Balancing Innovation With Guardrails
Today, many Congressional Democrats may be skeptical when industries make bold claims about any type of inclusion. In the 1990s, the internet industry lobbied Congress and made the case that the world wide web would be a decentralizing medium. Yet, a handful of wealthy now control Web2, and lack of inclusion in Silicon Valley has been the subject of many Congressional inquiries.
History may have shown that it is safer to tread cautiously. Washington Democrats certainly have taken a more tempered approach to the crypto industry – focusing on risk, scams, and illicit use of cryptocurrencies. This should not be too surprising since research shows that communities of color have tapped digital assets for wealth creation.
Derisking Debates About Risk
On a more extremely level, Senator Warren, Congressman Sherman, and their supporters have weaponized valid questions and concerns around anti-money laundering, ransomware, and fraud. Their crusade even imprinted on the Biden Administration, which broadly claimed the current rules were sufficient, contributing to the lack of clarity plaguing the industry today. But they do not compromise a majority of Democratic lawmakers. Most want an honest debate that is not contentious – deliberations where they can ask tough questions and have productive exchanges about solutions.
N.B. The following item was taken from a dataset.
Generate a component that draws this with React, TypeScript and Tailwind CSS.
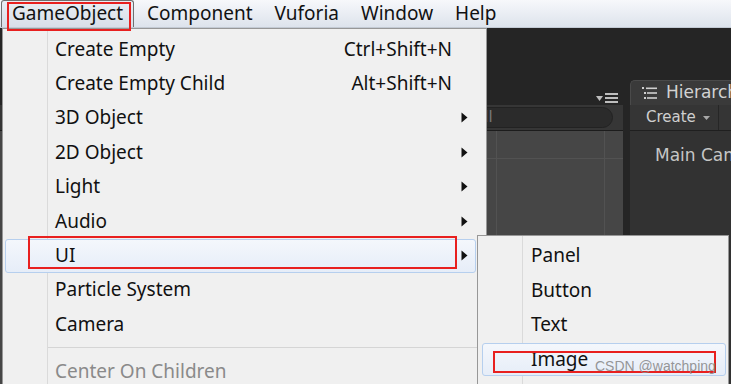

The stake are high. Diverse consumers and nontraditional retail investors – including women, young people, the working class – are leading national adoption of cryptocurrency. These market participants have a higher risk appetite and embrace alternative financial instruments. This growing trend does warrant a deeper focus on financial education and digital tools to help consumers to identify scams. As financial and technological innovations become more accessible and easier to use, developers may need to integrate risk mitigation in design and development as enhanced product components. Some builders are already exploring these types of features.
Debates about risk do not have to be feared as covert attempts to undermine or derail the sector. It is past time to stop treating risk like the third rail – code for anti-crypto. In fact, the path to greater bipartisanship in crypto policy may be normalizing risk mitigation as core to the innovation paradigm, thereby creating a more comfortable access point for Democratic officials.